WEB EXTRA: Regina Spektor dispels tension

“This is how riots start,” Regina Spektor laughed. This is probably an overstatement of her effect on campus arts dialogue (or not a statement at all- she was actually talking about mic difficulties), but some tension did surround her set. Logistical problems, eg rain, conspired to keep people away from this year’s event, and for a while it looked like the gym would remain mostly empty, but by the time Spektor took the stage, the make-shift venue seemed to be packed pretty tight. Opening with an a capella “Ain’t No Cover,” Spektor transfixed the audience from the start, entertaining newcomers to her music and coming through for the legions of devotees who mouthed her words back to her the entire time. Any previous problems simply melted away.

After her breathy opener, Spektor moved to the piano set in the middle of the stage and went to work. Watching her pound away was a revelation, especially contrasted with seeing her pluck the guitar for two songs later in the set. The two guitar songs-“Bobbing for Apples” and “That Time”-came off great, but Spektor seemed a bit ill at ease with the stringed instrument, whereas she seemed to become one with the piano, blurring the lines between hands and keys, mind and hands.

“On the Radio,” from her most recent record Begin to Hope, was an early highlight, all lilt and heartbreak, but it was when she reached her more idiosyncratic material that she really shone. One of Spektor’s more fantastic qualities is her ability to bring novelty to every word-hell, to every phoneme.

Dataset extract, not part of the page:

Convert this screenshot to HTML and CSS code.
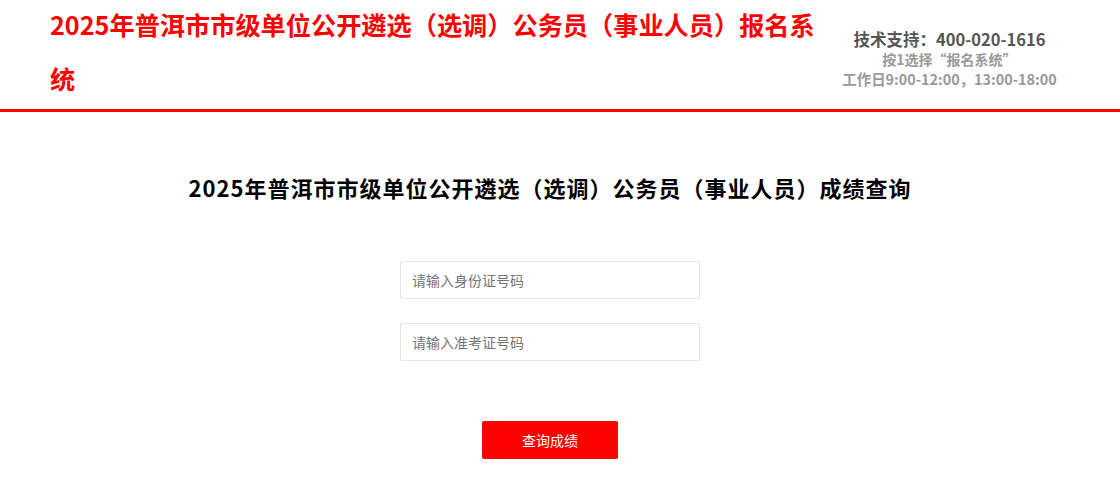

She’s sung these songs a million times before, but one still gets the sense that she’s singing everything for the first time, somehow channeling her modernist refrigerator poetry lyrics from across the gap. “The Ghost of Corporate Future” embodied this spirit perfectly, as Spektor almost seemed not to be breathing as she rushed out words about potential apocalypses and frozen foods, giving equal weight to both.

Unlike her show at 9:30 Club this past fall, Spektor didn’t have a band in tow Saturday, and the decision paid dividends. While a full band might flesh out certain songs, there’s a certain beauty to the sparseness of her compositions, a beauty that gets smothered with drum fills and stringed crescendos. No, all that was needed was a piano and that voice, that voice that trips over syllables and darts back and forth through ululations and tics and hiccups toward glory. She closed with the tragically gorgeous “Samson” before coming back to rapturous applause to encore with Beatles rarity “Real Love.” Whispered wonders about what the song was filled the Smith Center for a few minutes after she left, but the questions faded out, subdued by smiles and so much afterglow. It was raining outside, and the crowd made it kind of hard to get out, but none of that mattered much with twinkling piano and dulcet tones still ringing in one’s ears.